HABER/ Didar DEMİRCİ- 10 Ekim 2015’te Ankara’ya Barış Mitingi düzenlemek için giden DİSK, KESK, Türk Tabipleri Birliği, TMMOB ve HDP gibi birleşenler İŞİD’in kanlı saldırısı ile karşı karşıya kaldı. 104 kişinin yaşamını yitirdiği hain saldırıda 500’e yakın kişi de yaralanmıştı.
Türkiye tarihinin en kanlı saldırısı olarak akıllara kazınan bu olayın acıları hala dinmedi. Katliamın yıldönümü ülke genelinde olduğu gibi İzmir’de de anıldı. Sabah katliamın gerçekleştiği saat 10.04’te Alsancak Gar karşısında bulunan 10 Ekim Anıtı’nda bir araya gelen İzmir Emek ve Demokrasi Güçleri, katliamda kaybettikleri kişileri andı. Anıta, kaybedilen insanların fotoğraflarını ve yanında da bir adet karanfil bırakan katılımcılar, “Katil İŞİD, işbirlikçi AKP. Katillerden hesabı halk soracak. Faşizme karşı omuz omuza” sloganları attılar.

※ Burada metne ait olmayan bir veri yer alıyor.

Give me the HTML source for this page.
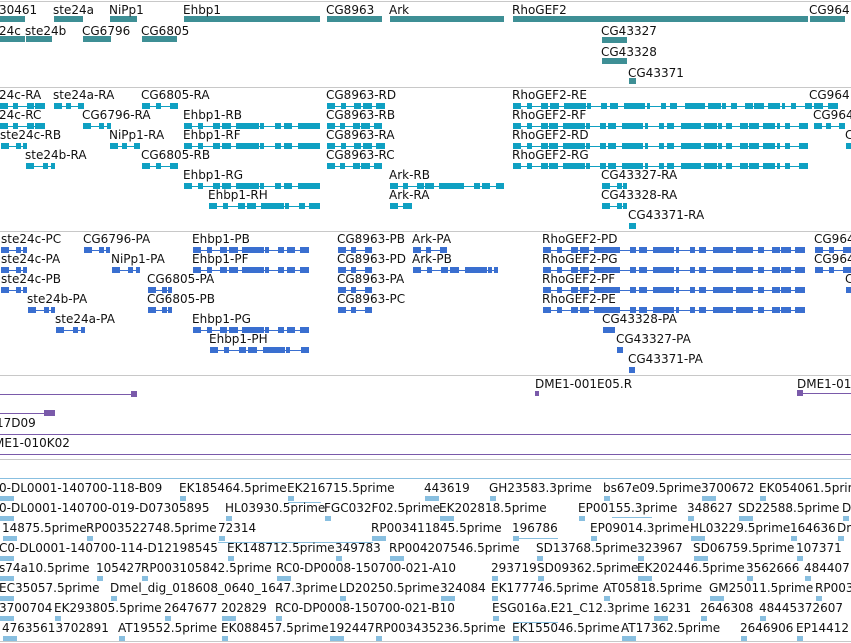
<!DOCTYPE html>
<html><head><meta charset="utf-8">
<style>
html,body{margin:0;padding:0;background:#fff;width:851px;height:643px;overflow:hidden;position:relative}
.t{position:absolute;font:12px "DejaVu Sans","Liberation Sans",sans-serif;line-height:14px;color:#111;white-space:nowrap}
.h{position:absolute;left:0;width:851px;height:1px;background:#c8c8c8}
svg{position:absolute;left:0;top:0}
</style></head><body>
<div class="h" style="top:1px"></div>
<div class="h" style="top:87px"></div>
<div class="h" style="top:231px"></div>
<div class="h" style="top:375px"></div>
<div class="h" style="top:459px"></div>
<div class="h" style="top:478px;background:#88bfe0"></div>
<div class="h" style="top:641px"></div>
<svg id="s" width="851" height="643"></svg>
<div id="L"></div>
<script>
var L=document.getElementById('L'),S=document.getElementById('s'),ns='http://www.w3.org/2000/svg';
function t(x,y,s){var d=document.createElement('div');d.className='t';d.style.left=x+'px';d.style.top=y+'px';d.textContent=s;L.appendChild(d);}
function r(x,y,w,h,c){var e=document.createElementNS(ns,'rect');e.setAttribute('x',x);e.setAttribute('y',y);e.setAttribute('width',w);e.setAttribute('height',h);e.setAttribute('fill',c);S.appendChild(e);}
function bar(x1,x2,cy,c){r(x1,cy-3,x2-x1,6,c);}
function tr(x1,x2,cy,c){r(x1,cy,x2-x1,1,c);var w=x2-x1;var k=Math.max(2,Math.round(w/12));
 for(var i=0;i<k;i++){var p=x1+Math.round(w*i/k+(i*37%5));var bw=Math.min(3+(i*13%11),x2-p);if(bw>0)r(p,cy-3,bw,6,c);} r(x1,cy-3,Math.min(8,w),6,c);r(x2-4,cy-3,4,6,c);}
var T='#3e8f95';
[[0,'30461',0,25],[54,'ste24a',54,83],[110,'NiPp1',110,137],[184,'Ehbp1',184,320],[327,'CG8963',327,382],[390,'Ark',390,504],[513,'RhoGEF2',513,808],[810,'CG964',810,845]].forEach(function(a){t(a[0]-1,3,a[1]);bar(a[2],a[3],19,T);});
[[0,'24c',0,25],[26,'ste24b',26,52],[83,'CG6796',83,111],[142,'CG6805',142,177]].forEach(function(a){t(a[0]-1,24,a[1]);bar(a[2],a[3],39,T);});
t(601,24,'CG43327');bar(602,627,40,T);t(601,45,'CG43328');bar(602,627,61,T);t(628,66,'CG43371');bar(629,636,81,T);
var B='#0fa0c2';
var r2=[[[0,'24c-RA',0,45],[54,'ste24a-RA',54,84],[142,'CG6805-RA',142,178],[327,'CG8963-RD',327,385],[513,'RhoGEF2-RE',513,838],[810,'CG964',0,0]],
[[0,'24c-RC',0,45],[83,'CG6796-RA',83,111],[184,'Ehbp1-RB',184,320],[327,'CG8963-RB',327,382],[513,'RhoGEF2-RF',513,808],[814,'CG964',814,845]],
[[1,'ste24c-RB',1,27],[110,'NiPp1-RA',110,140],[184,'Ehbp1-RF',184,320],[327,'CG8963-RA',327,385],[513,'RhoGEF2-RD',513,808],[846,'C',846,851]],
[[26,'ste24b-RA',26,55],[142,'CG6805-RB',142,178],[327,'CG8963-RC',327,382],[513,'RhoGEF2-RG',513,808]],
[[184,'Ehbp1-RG',184,320],[390,'Ark-RB',390,504],[602,'CG43327-RA',602,627]],
[[209,'Ehbp1-RH',209,320],[390,'Ark-RA',390,412],[602,'CG43328-RA',602,627]],
[[629,'CG43371-RA',629,636]]];
r2.forEach(function(row,i){row.forEach(function(a){t(a[0]-1,88+20*i,a[1]);if(a[3]>a[2])tr(a[2],a[3],106+20*i,B);});});
var P='#3a6fd0';
var r3=[[[2,'ste24c-PC',1,27],[84,'CG6796-PA',84,110],[193,'Ehbp1-PB',193,309],[338,'CG8963-PB',338,372],[413,'Ark-PA',413,447],[543,'RhoGEF2-PD',543,805],[815,'CG964',815,851]],
[[2,'ste24c-PA',1,27],[112,'NiPp1-PA',112,140],[193,'Ehbp1-PF',193,309],[338,'CG8963-PD',338,372],[413,'Ark-PB',413,498],[543,'RhoGEF2-PG',543,805],[815,'CG964',815,851]],
[[2,'ste24c-PB',1,27],[148,'CG6805-PA',148,172],[338,'CG8963-PA',338,372],[543,'RhoGEF2-PF',543,805],[846,'C',846,851]],
[[28,'ste24b-PA',28,55],[148,'CG6805-PB',148,172],[338,'CG8963-PC',338,372],[543,'RhoGEF2-PE',543,805]],
[[56,'ste24a-PA',56,85],[193,'Ehbp1-PG',193,309],[603,'CG43328-PA',603,615]],
[[210,'Ehbp1-PH',210,309],[617,'CG43327-PA',617,623]],
[[629,'CG43371-PA',629,635]]];
r3.forEach(function(row,i){row.forEach(function(a){t(a[0]-1,232+20*i,a[1]);tr(a[2],a[3],250+20*i,P);});});
var V='#7a5aaa';
t(535,377,'DME1-001E05.R');r(535,391,4,5,V);t(797,377,'DME1-01');r(797,393,54,1,V);r(797,390,6,6,V);
r(0,394,137,1,V);r(131,391,6,6,V);
r(0,413,55,1,V);r(44,410,11,6,V);
t(-4,416,'17D09');r(0,434,851,1,V);t(-6,436,'ME1-010K02');r(0,454,851,1,V);
var E='#88bfe0';
var rows=[
[[0,'0-DL0001-140700-118-B09'],[180,'EK185464.5prime'],[288,'EK216715.5prime'],[425,'443619'],[490,'GH23583.3prime'],[604,'bs67e09.5prime'],[702,'3700672'],[760,'EK054061.5prime']],
[[0,'0-DL0001-140700-019-D07305895'],[226,'HL03930.5prime'],[325,'FGC032F02.5prime'],[440,'EK202818.5prime'],[579,'EP00155.3prime'],[688,'348627'],[739,'SD22588.5prime'],[843,'D']],
[[3,'14875.5prime'],[87,'RP003522748.5prime'],[219,'72314'],[372,'RP003411845.5prime'],[513,'196786'],[591,'EP09014.3prime'],[691,'HL03229.5prime'],[791,'164636'],[838,'Dm']],
[[0,'C0-DL0001-140700-114-D12198545'],[228,'EK148712.5prime'],[336,'349783'],[390,'RP004207546.5prime'],[537,'SD13768.5prime'],[638,'323967'],[694,'SD06759.5prime'],[797,'107371']],
[[0,'s74a10.5prime'],[97,'105427'],[142,'RP003105842.5prime'],[277,'RC0-DP0008-150700-021-A10'],[492,'293719'],[538,'SD09362.5prime'],[638,'EK202446.5prime'],[747,'3562666'],[805,'484407']],
[[0,'EC35057.5prime'],[111,'Dmel_dig_018608_0640_1647.3prime'],[340,'LD20250.5prime'],[441,'324084'],[492,'EK177746.5prime'],[604,'AT05818.5prime'],[710,'GM25011.5prime'],[816,'RP003']],
[[0,'3700704'],[55,'EK293805.5prime'],[165,'2647677'],[222,'202829'],[276,'RC0-DP0008-150700-021-B10'],[493,'ESG016a.E21_C12.3prime'],[654,'16231'],[701,'2646308'],[760,'48445372607']],
[[3,'47635613702891'],[119,'AT19552.5prime'],[222,'EK088457.5prime'],[330,'192447'],[376,'RP003435236.5prime'],[513,'EK155046.5prime'],[622,'AT17362.5prime'],[741,'2646906'],[797,'EP14412']]];
rows.forEach(function(row,i){row.forEach(function(a,j){t(a[0]-1,481+20*i,a[1]);var x=Math.max(a[0],0);var w=(j*7+i*3)%3==0?14:6;r(x,496+20*i,w,5,E);});});
r(218,542,155,1,E);r(288,502,33,1,E);r(513,538,45,1,E);r(612,517,40,1,E);r(513,622,45,1,E);
</script>
</body></html>
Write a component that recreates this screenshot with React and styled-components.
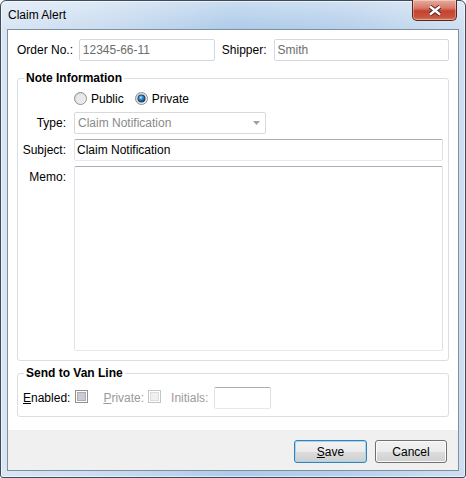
import React from 'react'
import styled, { createGlobalStyle } from 'styled-components'

const GlobalStyle = createGlobalStyle`
  html, body { margin:0; padding:0; background:#fff; }
  body { font-family:"Liberation Sans", Arial, sans-serif; font-size:12px; color:#000; }
  * { box-sizing:border-box; }
`

const Window = styled.div`
  width:466px;
  height:478px;
  display:flex;
  flex-direction:column;
  padding:0 6px 6px;
  border:1px solid #3f4b5b;
  border-radius:6px 6px 3px 3px;
  background:
    linear-gradient(180deg, rgba(255,255,255,0.35) 0px, rgba(255,255,255,0) 28px),
    linear-gradient(90deg, #d9e6f4 0%, #c8dbef 25%, #aecbe9 50%, #b7d0eb 75%, #cfdff1 100%);
  box-shadow:inset 0 0 0 1px rgba(255,255,255,0.55);
`

const TitleBar = styled.div`
  height:28px;
  display:flex;
  align-items:flex-start;
  justify-content:space-between;
`

const Title = styled.div`
  padding:7px 0 0 1px;
  line-height:14px;
  font-size:12px;
`

const CloseButton = styled.div`
  width:45px;
  height:21px;
  margin:-1px 2px 0 0;
  display:flex;
  align-items:center;
  justify-content:center;
  border:1px solid #5a231b;
  border-top:none;
  border-radius:0 0 5px 5px;
  background:linear-gradient(180deg, #e7ac9f 0%, #d87a68 40%, #c4432f 55%, #c8533c 85%, #d77a5c 100%);
  box-shadow:inset 0 0 0 1px rgba(255,255,255,0.35);
`

const Client = styled.div`
  flex:1;
  display:flex;
  flex-direction:column;
  border:1px solid #7f8fa3;
  background:#f0f0f0;
`

const Content = styled.div`
  height:400px;
  background:#fff;
  padding:9px 9px 0;
`

const Footer = styled.div`
  flex:1;
  display:flex;
  justify-content:flex-end;
  align-items:flex-start;
  gap:8px;
  padding:10px 11px 0 0;
`

const TopRow = styled.div`
  display:flex;
  align-items:center;
  height:22px;
`

const Label = styled.span`
  display:inline-block;
  width:${p => (p.$w ? `${p.$w}px` : 'auto')};
  margin-left:${p => p.$ml || 0}px;
  color:${p => (p.$disabled ? '#9a9a9a' : '#000')};
  line-height:14px;
  white-space:nowrap;
`

const TextBox = styled.input`
  width:${p => p.$w}px;
  height:22px;
  margin:0 0 0 ${p => p.$ml || 0}px;
  padding:0 ${p => (p.$readOnlyLook ? 3 : 2)}px;
  font:12px "Liberation Sans", Arial, sans-serif;
  color:${p => (p.$readOnlyLook ? '#6d6d6d' : '#000')};
  background:#fff;
  border:1px solid;
  border-color:${p => (p.$readOnlyLook ? '#d5d9df' : '#abadb3 #dbdfe6 #e3e9ef #e2e3ea')};
  border-radius:2px;
  outline:none;
`

const Group = styled.fieldset`
  margin:${p => p.$mt}px 0 0;
  padding:0 5px ${p => p.$pb}px 0;
  min-width:0;
  border:1px solid #d9dee3;
  border-radius:3px;
`

const Legend = styled.legend`
  margin-left:6px;
  padding:0 2px;
  font-weight:bold;
  line-height:14px;
`

const FormGrid = styled.div`
  display:grid;
  grid-template-columns:48px 1fr;
  column-gap:8px;
  row-gap:5px;
  margin-top:5px;
`

const RowLabel = styled.div`
  text-align:right;
  line-height:14px;
  padding-top:${p => (p.$top ? 4 : 0)}px;
  align-self:${p => (p.$top ? 'start' : 'center')};
  white-space:nowrap;
`

const RadioRow = styled.div`
  grid-column:2;
  height:17px;
  display:flex;
  align-items:center;
  gap:11px;
`

const Choice = styled.label`
  display:flex;
  align-items:center;
  gap:4px;
  line-height:14px;
`

const Combo = styled.div`
  width:192px;
  height:22px;
  display:flex;
  align-items:center;
  justify-content:space-between;
  padding:0 5px 0 3px;
  color:#8a8a8a;
  border:1px solid #d9d9d9;
  border-radius:2px;
  background:#fff;
`

const Memo = styled.textarea`
  height:185px;
  margin:0;
  padding:2px;
  resize:none;
  font:12px "Liberation Sans", Arial, sans-serif;
  border:1px solid;
  border-color:#abadb3 #dbdfe6 #e3e9ef #e2e3ea;
  border-radius:2px;
  outline:none;
`

const VanRow = styled.div`
  display:flex;
  align-items:center;
  height:22px;
  margin-top:7px;
  padding-left:5px;
`

const Button = styled.button`
  width:${p => p.$w}px;
  height:23px;
  padding:0;
  font:12px "Liberation Sans", Arial, sans-serif;
  color:#000;
  border:1px solid ${p => (p.$default ? '#3c7fb1' : '#707070')};
  border-radius:3px;
  background:linear-gradient(180deg, #f2f2f2 0%, #ebebeb 50%, #dddddd 51%, #cfcfcf 100%);
  box-shadow:inset 0 0 0 1px ${p => (p.$default ? '#9fd8f6' : '#fbfbfb')};
`

const U = styled.span`
  text-decoration:underline;
`

const CloseGlyph = () => (
  <svg width="16" height="11" viewBox="0 0 16 11">
    <path d="M3 1.5 L13 9.5 M13 1.5 L3 9.5" stroke="#4d2019" strokeWidth="4.2" />
    <path d="M3 1.5 L13 9.5 M13 1.5 L3 9.5" stroke="#fff" strokeWidth="2.4" />
  </svg>
)

const Radio = ({ id, checked }) => (
  <svg width="13" height="13" viewBox="0 0 13 13">
    <defs>
      <linearGradient id={`${id}-ring`} x1="0" y1="0" x2="1" y2="1">
        <stop offset="0" stopColor="#d0d0d0" />
        <stop offset="1" stopColor="#fbfbfb" />
      </linearGradient>
      <radialGradient id={`${id}-dot`} cx="0.4" cy="0.35" r="0.7">
        <stop offset="0" stopColor="#bfe9ff" />
        <stop offset="0.45" stopColor="#2f8ad0" />
        <stop offset="1" stopColor="#0f3f6e" />
      </radialGradient>
    </defs>
    <circle cx="6.5" cy="6.5" r="6" fill={`url(#${id}-ring)`} stroke="#8e8f8f" />
    <circle cx="6.5" cy="6.5" r="4" fill={checked ? '#2b3e52' : '#e9e9e9'} />
    {checked && <circle cx="6.5" cy="6.5" r="3.2" fill={`url(#${id}-dot)`} />}
  </svg>
)

const Check = ({ disabled }) => (
  <svg width="13" height="13" viewBox="0 0 13 13">
    <rect x="0.5" y="0.5" width="12" height="12" fill="#fff" stroke={disabled ? '#c4c4c4' : '#8e8f8f'} />
    <rect x="2.5" y="2.5" width="8" height="8" fill={disabled ? '#f0f0f0' : '#c9ccd0'} stroke={disabled ? '#dcdcdc' : '#a9adb2'} />
  </svg>
)

const ComboArrow = () => (
  <svg width="7" height="4" viewBox="0 0 7 4">
    <path d="M0 0 H7 L3.5 4 Z" fill="#a0a0a0" />
  </svg>
)

export default function App() {
  return (
    <>
      <GlobalStyle />
      <Window>
        <TitleBar>
          <Title>Claim Alert</Title>
          <CloseButton>
            <CloseGlyph />
          </CloseButton>
        </TitleBar>
        <Client>
          <Content>
            <TopRow>
              <Label $w={62}>Order No.:</Label>
              <TextBox $w={136} $readOnlyLook readOnly value="12345-66-11" />
              <Label $w={52} $ml={7}>Shipper:</Label>
              <TextBox $w={176} $readOnlyLook readOnly value="Smith" />
            </TopRow>

            <Group $mt={10} $pb={9}>
              <Legend>Note Information</Legend>
              <FormGrid>
                <RadioRow>
                  <Choice>
                    <Radio id="pub" />
                    Public
                  </Choice>
                  <Choice>
                    <Radio id="priv" checked />
                    Private
                  </Choice>
                </RadioRow>
                <RowLabel>Type:</RowLabel>
                <Combo>
                  <span>Claim Notification</span>
                  <ComboArrow />
                </Combo>
                <RowLabel>Subject:</RowLabel>
                <TextBox readOnly value="Claim Notification" style={{ width: '100%' }} />
                <RowLabel $top>Memo:</RowLabel>
                <Memo readOnly value="" />
              </FormGrid>
            </Group>

            <Group $mt={5} $pb={7}>
              <Legend>Send to Van Line</Legend>
              <VanRow>
                <Label>
                  <U>E</U>nabled:
                </Label>
                <Label $ml={5}>
                  <Check />
                </Label>
                <Label $ml={15} $disabled>
                  <U>P</U>rivate:
                </Label>
                <Label $ml={4}>
                  <Check disabled />
                </Label>
                <Label $ml={10} $disabled>Initials:</Label>
                <TextBox $w={57} $ml={6} readOnly value="" />
              </VanRow>
            </Group>
          </Content>
          <Footer>
            <Button $w={73} $default>
              <U>S</U>ave
            </Button>
            <Button $w={72}>Cancel</Button>
          </Footer>
        </Client>
      </Window>
    </>
  )
}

“10 EKİM ANKARA KATLİAMININ ÖNÜNÜ AÇTILAR”
İzmir Emek ve Demokrasi Güçleri adına basın açıklamasını KESK Dönem Sözcüsü Mustafa Güven okudu. Katliamın üzerinden 8 yıl geçtiğini belirten Güven, “10 Ekim katliamından önce aynı merkezden planlandığı düşünülen 5 Haziran 2015 Diyarbakır ve 20 Temmuz 2015 Suruç katliamları yaşandı. Her üç katliamın sadece planlaması değil sözümüz ona ‘ihmaller zinciri’ de büyük benzerlikler taşımaktadır. Her ne hikmetse her üç katliamın öncesinde güvenlik güçleri ortadan kaybolmuş, arama noktaları kaldırılmıştır! Her üç katliamın dava süreci de birkaç maşaya ceza verilerek kapatılmak istenmektedir. Ve katliamlar zincirinin iktidarı sarsılan AKP’nin yeniden çoğunluğu sağlamasıyla bıçakla kesilir gibi kesilmesi sürecin politik arka planı için kafalardaki en önemli soru olarak varlığını korumaktadır. 10 Ekim Ankara Gar Katliamı, Türkiye devletinin başkentinin ortasında, bütün güvenlik bürokrasinin gözleri önünde gerçekleşti. Katliamı gerçekleştiren canilerin istihbarat tarafından takip edildiği, canlı bomba ihbarının olduğu, katliam sorumlularının istihbarat görevlileri ile katliam öncesinde ve sonrasında görüştüğü çok sayıda belge ile kanıtlandı. Katliamı gerçekleştiren IŞİD katilleri, patlama malzemeleri ile binlerce kilometre yolu adeta elini kolunu sallayarak, her hangi bir kontrole tabi olmadan geçti. Gelinen aşamada ortaya çıkan gerçekler bu katliamın önünün açıldığı göstermektedir” diye konuştu.
“BEDELİ NE OLURSA OLSUN BARIŞI SAVUNACAĞIZ”
Siyasal iktidarın dava sürecini kararttığını söyleyen Güven, “10 Ekim Barış Şehitlerinin mirasına sahip çıkacağız. Barış Karanfillerimiz; bu ülkenin eşitlikçi, laik, insan haklarına dayalı, demokratik bir hukuk devleti olması için mücadele eden herkesin yüreğindedir. Hiçbir canımızın hatırasına gölge düşürülmesine, anma etkinliklerimizin engellenerek, müdahale edilerek 10 Ekim Katliamının unutturulmak istenmesine izin vermeyeceğiz. Adalet mücadelemiz bu katliamda katillere yol verenler ve katliamın asıl sorumluları yargı önüne çıkarılıncaya ve cezalandırılıncaya kadar devam edecektir. Bugün; 42 ilde defnettiğimiz canlarımızın, yüzlerce yaralımızın ve on binlerce yoldaşımızın sözü işçilerin, kamu emekçilerinin eylemlerinde ve grevlerinde, kadınların özgürlük mücadelesinde, ekoloji savunusunda yaşıyor. Bizler IŞİD’e ve IŞİD zihniyetine, gericiliğe, laiklik karşıtı faaliyetlere, halklarımızın düşmanlaştırılmasına teslim olmadık, olmayacağız. Bir kez daha savaş rüzgârlarının estirildiği bu dönemde ülkemizde, bölgemizde ve dünyada bedeli ne olursa olsun barış politikasını savunacak, emek ve demokrasi mücadelesini yükselteceğiz” sözlerini kaydetti.